■ Work required
Scan the data below. Pull out each line where "components" occurs.

■ Records supplied

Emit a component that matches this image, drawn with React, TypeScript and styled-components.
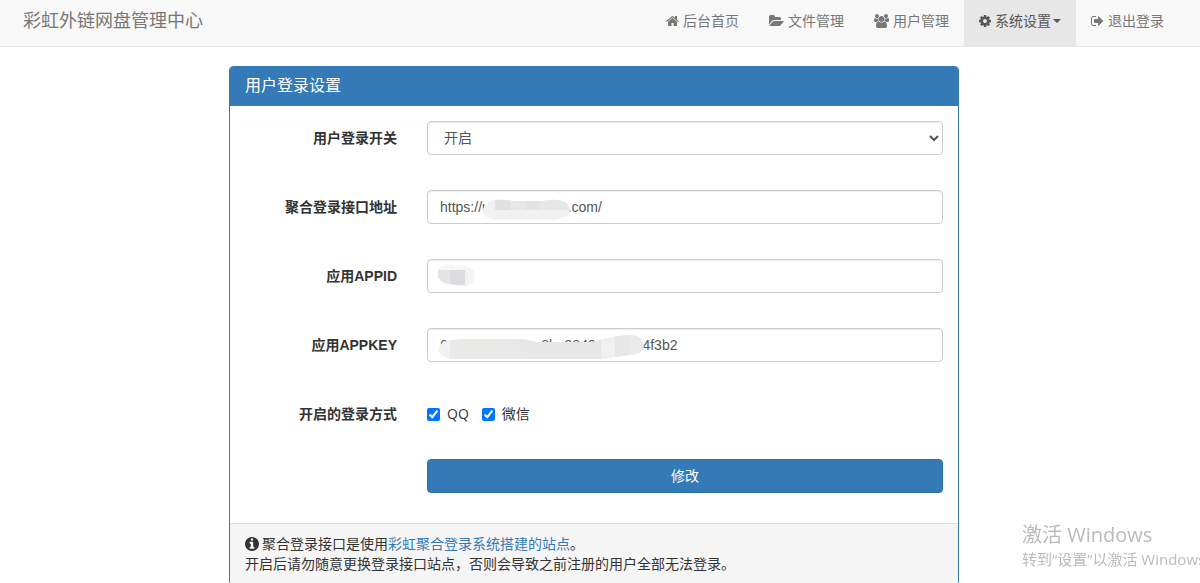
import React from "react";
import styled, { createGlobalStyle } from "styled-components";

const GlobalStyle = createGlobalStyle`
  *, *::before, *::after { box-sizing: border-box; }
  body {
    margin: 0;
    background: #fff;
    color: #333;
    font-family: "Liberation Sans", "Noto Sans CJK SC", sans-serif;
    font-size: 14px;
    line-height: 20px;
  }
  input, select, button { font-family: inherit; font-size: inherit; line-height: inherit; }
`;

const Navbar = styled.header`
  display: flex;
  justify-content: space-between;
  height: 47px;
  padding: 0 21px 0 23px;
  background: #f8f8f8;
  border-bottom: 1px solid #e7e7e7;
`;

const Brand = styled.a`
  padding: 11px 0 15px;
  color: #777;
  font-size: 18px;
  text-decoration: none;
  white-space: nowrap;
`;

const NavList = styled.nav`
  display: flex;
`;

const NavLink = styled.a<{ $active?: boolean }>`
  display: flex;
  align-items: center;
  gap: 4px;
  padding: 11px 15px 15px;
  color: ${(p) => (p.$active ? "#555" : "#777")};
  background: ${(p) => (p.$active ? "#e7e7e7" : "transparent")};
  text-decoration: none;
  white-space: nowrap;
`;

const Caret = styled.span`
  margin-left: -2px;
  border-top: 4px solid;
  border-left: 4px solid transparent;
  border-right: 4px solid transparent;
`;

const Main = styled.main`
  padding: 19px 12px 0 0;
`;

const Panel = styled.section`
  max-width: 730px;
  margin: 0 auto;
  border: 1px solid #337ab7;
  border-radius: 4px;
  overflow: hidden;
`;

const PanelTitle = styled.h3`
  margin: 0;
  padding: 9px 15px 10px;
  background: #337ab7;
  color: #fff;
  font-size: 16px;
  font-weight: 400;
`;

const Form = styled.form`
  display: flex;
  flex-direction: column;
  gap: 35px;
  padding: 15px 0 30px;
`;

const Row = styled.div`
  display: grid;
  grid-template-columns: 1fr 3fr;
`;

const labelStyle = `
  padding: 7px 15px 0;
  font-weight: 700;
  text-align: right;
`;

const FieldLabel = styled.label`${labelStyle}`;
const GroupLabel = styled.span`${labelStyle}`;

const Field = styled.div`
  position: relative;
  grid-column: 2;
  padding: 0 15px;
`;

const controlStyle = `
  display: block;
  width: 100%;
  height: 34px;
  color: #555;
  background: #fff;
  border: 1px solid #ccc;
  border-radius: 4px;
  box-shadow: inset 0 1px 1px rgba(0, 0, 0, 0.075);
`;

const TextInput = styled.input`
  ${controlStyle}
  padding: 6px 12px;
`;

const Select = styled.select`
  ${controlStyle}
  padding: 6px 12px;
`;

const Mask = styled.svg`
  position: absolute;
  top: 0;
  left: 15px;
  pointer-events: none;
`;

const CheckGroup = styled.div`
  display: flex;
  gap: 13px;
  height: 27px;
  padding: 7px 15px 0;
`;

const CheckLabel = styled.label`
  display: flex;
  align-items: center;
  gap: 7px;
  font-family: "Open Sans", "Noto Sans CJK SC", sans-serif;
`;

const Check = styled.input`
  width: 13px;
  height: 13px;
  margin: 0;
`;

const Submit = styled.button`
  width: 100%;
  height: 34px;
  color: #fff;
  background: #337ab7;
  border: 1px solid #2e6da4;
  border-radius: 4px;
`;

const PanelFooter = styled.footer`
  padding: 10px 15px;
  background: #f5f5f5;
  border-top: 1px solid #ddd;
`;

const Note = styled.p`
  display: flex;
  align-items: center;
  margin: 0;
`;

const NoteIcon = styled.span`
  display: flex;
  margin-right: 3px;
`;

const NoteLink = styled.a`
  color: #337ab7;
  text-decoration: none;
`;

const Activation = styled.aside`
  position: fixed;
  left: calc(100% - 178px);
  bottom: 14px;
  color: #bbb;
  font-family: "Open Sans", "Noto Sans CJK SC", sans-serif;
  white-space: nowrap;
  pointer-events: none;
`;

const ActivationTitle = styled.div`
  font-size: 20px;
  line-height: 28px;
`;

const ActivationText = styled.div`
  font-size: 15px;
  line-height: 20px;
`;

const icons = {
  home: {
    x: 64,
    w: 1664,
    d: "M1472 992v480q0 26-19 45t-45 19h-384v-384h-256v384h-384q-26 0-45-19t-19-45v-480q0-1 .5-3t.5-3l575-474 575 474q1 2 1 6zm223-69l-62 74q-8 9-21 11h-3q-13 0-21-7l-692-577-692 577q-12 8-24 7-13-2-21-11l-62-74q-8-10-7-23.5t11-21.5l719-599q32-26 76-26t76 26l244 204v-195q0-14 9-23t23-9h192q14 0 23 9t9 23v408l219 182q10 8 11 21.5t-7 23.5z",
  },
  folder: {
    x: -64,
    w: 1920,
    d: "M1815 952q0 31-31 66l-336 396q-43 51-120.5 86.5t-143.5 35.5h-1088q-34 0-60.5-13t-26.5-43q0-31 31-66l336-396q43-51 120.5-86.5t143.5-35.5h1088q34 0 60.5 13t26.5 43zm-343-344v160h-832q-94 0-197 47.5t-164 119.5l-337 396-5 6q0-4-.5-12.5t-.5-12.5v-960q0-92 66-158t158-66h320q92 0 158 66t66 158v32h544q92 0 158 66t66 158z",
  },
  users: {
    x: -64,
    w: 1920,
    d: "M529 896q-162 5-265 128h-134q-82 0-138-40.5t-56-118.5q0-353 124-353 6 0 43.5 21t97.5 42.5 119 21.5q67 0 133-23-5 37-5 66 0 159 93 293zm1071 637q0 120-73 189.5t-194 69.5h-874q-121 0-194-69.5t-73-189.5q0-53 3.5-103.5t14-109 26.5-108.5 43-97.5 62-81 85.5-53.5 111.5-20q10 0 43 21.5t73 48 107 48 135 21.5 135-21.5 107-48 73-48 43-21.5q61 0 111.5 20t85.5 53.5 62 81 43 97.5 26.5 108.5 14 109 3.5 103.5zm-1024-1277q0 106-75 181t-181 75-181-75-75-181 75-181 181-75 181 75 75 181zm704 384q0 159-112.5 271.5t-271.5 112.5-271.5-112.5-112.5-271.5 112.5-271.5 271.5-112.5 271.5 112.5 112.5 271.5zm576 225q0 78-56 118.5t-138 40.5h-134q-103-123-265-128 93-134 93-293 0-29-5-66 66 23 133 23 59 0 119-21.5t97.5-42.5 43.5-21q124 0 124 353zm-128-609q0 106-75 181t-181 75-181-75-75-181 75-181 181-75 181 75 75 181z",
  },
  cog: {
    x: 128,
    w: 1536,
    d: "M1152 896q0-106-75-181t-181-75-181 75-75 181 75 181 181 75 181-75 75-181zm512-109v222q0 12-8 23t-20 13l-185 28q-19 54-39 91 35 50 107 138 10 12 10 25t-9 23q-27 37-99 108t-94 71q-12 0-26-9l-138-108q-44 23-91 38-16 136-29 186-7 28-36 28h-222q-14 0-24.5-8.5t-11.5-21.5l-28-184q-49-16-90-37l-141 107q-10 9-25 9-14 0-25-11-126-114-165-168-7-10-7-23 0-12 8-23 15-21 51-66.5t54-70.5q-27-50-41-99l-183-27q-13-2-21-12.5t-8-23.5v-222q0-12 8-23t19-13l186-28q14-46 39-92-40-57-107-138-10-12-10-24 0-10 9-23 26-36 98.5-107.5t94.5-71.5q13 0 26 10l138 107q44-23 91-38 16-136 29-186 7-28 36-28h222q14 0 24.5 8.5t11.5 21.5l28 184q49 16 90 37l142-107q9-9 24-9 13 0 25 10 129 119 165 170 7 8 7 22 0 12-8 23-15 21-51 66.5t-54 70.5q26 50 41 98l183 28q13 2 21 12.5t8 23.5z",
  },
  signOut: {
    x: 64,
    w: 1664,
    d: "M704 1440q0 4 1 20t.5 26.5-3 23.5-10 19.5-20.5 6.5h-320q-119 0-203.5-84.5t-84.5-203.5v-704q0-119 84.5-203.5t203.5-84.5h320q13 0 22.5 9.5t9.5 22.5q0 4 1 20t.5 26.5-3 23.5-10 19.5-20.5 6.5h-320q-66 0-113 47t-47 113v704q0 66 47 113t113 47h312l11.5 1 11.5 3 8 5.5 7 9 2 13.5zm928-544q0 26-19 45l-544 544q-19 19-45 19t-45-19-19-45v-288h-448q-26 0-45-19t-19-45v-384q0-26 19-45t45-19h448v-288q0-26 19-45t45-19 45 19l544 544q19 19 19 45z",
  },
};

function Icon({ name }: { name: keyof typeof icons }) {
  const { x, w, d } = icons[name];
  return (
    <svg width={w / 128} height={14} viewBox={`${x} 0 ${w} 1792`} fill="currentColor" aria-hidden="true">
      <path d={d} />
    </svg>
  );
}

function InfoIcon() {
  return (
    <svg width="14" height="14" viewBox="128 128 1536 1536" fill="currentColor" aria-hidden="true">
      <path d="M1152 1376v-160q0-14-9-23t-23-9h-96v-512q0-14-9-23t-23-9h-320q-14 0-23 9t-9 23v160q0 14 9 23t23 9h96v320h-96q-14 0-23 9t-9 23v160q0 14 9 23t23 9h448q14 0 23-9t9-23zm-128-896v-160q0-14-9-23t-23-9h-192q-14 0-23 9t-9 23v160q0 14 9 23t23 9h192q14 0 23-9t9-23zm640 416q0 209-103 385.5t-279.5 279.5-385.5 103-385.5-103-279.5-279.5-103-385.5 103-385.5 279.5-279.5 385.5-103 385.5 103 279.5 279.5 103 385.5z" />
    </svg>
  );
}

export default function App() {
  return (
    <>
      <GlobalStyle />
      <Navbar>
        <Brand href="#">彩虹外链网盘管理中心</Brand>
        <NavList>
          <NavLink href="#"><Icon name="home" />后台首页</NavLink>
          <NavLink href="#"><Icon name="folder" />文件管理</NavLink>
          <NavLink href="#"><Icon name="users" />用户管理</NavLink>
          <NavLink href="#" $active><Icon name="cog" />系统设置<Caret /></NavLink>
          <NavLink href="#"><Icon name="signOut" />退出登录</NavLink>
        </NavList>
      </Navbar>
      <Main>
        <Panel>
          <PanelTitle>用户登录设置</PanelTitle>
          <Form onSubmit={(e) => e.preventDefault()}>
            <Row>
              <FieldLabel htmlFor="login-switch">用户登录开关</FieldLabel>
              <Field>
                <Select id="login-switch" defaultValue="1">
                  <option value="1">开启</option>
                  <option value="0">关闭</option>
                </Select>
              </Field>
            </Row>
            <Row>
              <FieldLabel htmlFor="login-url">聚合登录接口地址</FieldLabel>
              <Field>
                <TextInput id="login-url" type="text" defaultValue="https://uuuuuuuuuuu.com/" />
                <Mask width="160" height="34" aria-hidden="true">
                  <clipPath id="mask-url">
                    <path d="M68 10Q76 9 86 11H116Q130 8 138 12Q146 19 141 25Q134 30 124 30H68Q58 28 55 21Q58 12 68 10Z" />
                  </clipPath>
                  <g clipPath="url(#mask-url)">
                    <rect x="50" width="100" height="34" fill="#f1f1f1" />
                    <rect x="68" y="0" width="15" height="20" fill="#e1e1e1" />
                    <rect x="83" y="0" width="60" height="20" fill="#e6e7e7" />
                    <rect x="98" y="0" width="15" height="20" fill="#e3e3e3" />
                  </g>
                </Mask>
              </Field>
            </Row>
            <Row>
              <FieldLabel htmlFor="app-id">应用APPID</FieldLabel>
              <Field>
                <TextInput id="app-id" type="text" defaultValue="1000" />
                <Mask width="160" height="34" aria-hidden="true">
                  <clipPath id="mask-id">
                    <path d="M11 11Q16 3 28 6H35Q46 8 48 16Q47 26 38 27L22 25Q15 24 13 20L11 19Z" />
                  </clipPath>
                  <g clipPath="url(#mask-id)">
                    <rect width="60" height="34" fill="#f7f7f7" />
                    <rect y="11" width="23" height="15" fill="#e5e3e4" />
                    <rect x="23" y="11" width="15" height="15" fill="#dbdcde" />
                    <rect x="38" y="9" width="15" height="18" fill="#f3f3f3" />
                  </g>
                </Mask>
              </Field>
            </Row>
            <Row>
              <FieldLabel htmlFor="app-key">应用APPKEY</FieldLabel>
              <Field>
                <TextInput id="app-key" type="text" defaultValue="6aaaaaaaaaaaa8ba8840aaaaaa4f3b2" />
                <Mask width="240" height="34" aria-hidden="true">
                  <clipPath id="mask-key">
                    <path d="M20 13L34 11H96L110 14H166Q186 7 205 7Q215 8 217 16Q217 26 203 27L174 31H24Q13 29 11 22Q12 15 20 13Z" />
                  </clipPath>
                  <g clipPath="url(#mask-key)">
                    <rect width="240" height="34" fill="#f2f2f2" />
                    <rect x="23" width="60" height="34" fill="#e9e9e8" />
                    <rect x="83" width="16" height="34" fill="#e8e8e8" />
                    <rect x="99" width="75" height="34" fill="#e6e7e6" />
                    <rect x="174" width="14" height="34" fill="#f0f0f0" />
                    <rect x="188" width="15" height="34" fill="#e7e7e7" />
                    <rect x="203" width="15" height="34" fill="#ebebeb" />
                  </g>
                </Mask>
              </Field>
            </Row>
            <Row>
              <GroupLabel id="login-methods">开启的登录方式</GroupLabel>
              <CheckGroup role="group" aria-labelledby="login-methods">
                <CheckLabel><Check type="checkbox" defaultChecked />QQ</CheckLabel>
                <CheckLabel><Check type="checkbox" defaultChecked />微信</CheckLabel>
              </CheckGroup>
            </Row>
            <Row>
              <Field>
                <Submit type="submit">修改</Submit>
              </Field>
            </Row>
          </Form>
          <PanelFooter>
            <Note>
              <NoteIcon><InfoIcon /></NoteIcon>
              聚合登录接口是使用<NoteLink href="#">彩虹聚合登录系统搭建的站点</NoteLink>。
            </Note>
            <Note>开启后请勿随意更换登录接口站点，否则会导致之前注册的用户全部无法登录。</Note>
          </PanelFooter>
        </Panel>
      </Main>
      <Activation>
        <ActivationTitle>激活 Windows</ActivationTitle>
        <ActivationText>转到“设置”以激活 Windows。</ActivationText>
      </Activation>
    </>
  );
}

==

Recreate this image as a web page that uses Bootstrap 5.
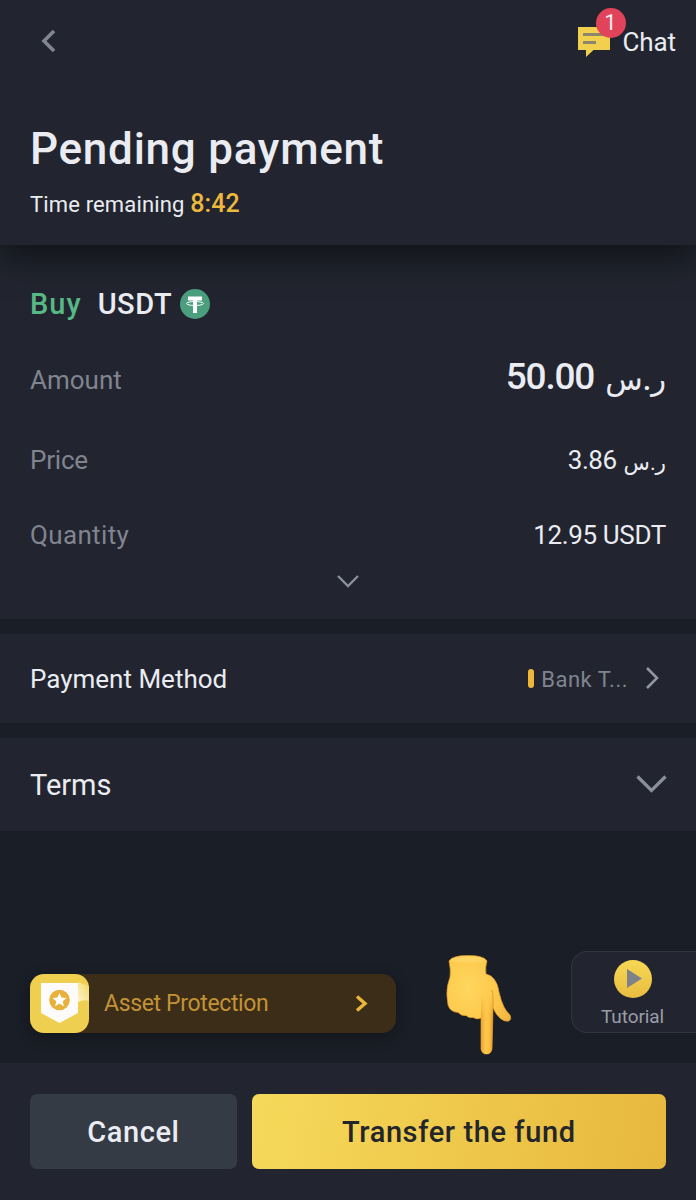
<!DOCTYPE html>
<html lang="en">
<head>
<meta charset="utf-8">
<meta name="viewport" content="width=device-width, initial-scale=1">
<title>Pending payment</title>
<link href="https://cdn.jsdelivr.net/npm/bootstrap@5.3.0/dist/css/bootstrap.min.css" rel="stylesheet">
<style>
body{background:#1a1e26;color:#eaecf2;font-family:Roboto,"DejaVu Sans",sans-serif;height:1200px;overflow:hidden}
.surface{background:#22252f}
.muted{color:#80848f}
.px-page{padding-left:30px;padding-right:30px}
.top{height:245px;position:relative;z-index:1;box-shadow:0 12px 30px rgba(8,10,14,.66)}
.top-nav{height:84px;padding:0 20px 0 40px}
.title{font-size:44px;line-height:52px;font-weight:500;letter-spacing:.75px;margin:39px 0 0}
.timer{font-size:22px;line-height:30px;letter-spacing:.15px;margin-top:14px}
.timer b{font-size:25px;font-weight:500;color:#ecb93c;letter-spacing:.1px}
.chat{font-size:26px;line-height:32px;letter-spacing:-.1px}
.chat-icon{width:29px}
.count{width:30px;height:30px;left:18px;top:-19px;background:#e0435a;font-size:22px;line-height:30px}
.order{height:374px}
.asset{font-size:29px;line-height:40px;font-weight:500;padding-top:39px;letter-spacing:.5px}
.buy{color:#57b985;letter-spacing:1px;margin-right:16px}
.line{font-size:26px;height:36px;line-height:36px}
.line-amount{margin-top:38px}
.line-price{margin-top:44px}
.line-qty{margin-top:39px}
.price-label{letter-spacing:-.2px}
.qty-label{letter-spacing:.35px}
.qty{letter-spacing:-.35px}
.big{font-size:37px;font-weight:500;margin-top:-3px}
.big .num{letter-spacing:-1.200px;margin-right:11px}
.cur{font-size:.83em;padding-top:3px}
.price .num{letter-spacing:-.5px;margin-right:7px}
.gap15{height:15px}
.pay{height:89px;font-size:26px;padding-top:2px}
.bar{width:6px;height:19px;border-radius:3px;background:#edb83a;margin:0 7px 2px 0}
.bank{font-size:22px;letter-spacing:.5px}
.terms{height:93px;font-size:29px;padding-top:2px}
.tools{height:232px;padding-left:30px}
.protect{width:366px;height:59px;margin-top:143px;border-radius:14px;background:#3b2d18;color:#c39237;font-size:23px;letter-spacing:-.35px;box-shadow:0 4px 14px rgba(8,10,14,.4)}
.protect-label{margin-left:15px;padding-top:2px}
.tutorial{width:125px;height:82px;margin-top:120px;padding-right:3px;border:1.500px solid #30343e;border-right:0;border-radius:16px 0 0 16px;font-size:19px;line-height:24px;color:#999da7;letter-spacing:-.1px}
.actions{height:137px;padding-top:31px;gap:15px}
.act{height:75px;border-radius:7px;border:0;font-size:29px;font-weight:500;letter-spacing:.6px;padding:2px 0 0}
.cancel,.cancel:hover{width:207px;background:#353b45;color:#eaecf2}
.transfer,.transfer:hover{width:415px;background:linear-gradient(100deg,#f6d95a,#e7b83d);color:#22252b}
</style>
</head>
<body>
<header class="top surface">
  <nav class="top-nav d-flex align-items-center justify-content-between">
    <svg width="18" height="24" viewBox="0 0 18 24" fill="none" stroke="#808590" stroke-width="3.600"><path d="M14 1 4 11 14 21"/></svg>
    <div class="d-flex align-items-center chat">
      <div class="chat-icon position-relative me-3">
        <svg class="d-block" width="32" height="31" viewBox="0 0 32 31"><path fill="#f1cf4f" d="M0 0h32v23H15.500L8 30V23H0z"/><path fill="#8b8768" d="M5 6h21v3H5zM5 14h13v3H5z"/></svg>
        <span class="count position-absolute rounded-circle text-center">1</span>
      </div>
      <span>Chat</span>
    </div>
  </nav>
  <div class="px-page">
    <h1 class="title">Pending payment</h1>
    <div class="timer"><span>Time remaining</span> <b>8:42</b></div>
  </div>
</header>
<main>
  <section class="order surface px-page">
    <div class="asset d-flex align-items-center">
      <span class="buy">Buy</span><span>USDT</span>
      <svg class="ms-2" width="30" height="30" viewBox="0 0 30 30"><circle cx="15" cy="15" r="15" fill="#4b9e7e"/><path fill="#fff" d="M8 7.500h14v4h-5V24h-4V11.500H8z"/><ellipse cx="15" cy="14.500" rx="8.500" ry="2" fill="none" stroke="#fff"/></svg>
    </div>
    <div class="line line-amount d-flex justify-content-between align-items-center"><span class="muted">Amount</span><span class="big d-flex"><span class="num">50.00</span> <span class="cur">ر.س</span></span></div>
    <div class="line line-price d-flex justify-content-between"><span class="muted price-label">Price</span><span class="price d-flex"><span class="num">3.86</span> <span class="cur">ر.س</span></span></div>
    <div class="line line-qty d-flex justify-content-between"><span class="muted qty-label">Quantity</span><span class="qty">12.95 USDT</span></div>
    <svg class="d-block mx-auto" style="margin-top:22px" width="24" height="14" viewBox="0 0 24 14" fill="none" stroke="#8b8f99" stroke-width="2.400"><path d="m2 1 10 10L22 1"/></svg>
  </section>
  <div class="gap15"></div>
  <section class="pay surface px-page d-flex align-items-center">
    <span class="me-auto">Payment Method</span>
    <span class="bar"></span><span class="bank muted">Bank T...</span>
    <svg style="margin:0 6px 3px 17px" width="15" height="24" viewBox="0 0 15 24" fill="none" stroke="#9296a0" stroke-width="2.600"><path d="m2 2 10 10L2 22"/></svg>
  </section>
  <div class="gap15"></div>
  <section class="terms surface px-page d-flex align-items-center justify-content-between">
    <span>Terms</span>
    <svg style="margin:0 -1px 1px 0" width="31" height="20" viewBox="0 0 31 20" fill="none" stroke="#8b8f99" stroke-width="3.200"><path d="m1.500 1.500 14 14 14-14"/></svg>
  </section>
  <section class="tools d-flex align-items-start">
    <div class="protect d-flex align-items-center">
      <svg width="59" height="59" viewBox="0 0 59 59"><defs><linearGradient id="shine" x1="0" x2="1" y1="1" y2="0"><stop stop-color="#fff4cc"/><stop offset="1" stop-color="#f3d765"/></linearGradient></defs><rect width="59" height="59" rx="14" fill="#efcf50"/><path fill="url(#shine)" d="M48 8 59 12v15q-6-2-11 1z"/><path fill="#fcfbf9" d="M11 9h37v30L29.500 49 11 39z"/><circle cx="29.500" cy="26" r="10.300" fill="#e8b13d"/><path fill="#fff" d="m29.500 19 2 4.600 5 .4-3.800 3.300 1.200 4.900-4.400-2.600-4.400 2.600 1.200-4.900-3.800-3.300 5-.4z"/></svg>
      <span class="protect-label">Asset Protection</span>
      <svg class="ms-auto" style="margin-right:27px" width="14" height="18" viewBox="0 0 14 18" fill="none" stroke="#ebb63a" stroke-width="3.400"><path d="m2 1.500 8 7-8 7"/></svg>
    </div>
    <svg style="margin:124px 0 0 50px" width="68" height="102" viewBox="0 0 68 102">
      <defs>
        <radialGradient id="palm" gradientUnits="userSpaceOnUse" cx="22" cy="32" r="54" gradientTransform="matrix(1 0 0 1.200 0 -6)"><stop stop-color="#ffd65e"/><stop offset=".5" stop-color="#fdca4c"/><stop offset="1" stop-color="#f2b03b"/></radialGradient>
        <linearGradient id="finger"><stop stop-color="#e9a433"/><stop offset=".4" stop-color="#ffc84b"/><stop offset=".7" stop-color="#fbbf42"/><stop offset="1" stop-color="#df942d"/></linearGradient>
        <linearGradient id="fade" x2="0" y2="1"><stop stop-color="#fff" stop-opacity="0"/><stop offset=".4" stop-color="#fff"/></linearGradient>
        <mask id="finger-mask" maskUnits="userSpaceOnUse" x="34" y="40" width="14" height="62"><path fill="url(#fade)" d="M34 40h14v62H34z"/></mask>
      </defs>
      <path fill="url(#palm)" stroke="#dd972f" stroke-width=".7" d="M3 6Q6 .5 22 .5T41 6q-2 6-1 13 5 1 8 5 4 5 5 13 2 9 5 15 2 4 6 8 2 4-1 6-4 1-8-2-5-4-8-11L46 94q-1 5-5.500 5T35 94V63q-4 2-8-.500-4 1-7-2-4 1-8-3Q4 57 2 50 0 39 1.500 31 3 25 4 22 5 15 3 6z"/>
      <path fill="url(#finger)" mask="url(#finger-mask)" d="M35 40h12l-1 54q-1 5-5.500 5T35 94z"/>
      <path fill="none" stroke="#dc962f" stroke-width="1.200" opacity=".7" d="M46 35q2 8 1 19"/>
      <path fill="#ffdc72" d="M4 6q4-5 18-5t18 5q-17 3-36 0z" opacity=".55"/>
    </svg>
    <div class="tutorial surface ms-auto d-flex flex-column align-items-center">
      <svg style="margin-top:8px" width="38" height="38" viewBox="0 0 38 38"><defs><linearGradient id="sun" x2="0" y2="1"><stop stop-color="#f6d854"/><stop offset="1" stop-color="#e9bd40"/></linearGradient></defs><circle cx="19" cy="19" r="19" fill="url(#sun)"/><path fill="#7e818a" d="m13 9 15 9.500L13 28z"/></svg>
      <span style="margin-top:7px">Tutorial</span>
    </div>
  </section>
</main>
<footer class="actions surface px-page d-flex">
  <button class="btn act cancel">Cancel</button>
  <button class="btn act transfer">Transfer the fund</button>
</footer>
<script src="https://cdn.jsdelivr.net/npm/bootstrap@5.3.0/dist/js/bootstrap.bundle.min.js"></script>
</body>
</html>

■ Expected output
Emit a component that matches this image, drawn with React, TypeScript and styled-components.
import styled, { createGlobalStyle } from "styled-components";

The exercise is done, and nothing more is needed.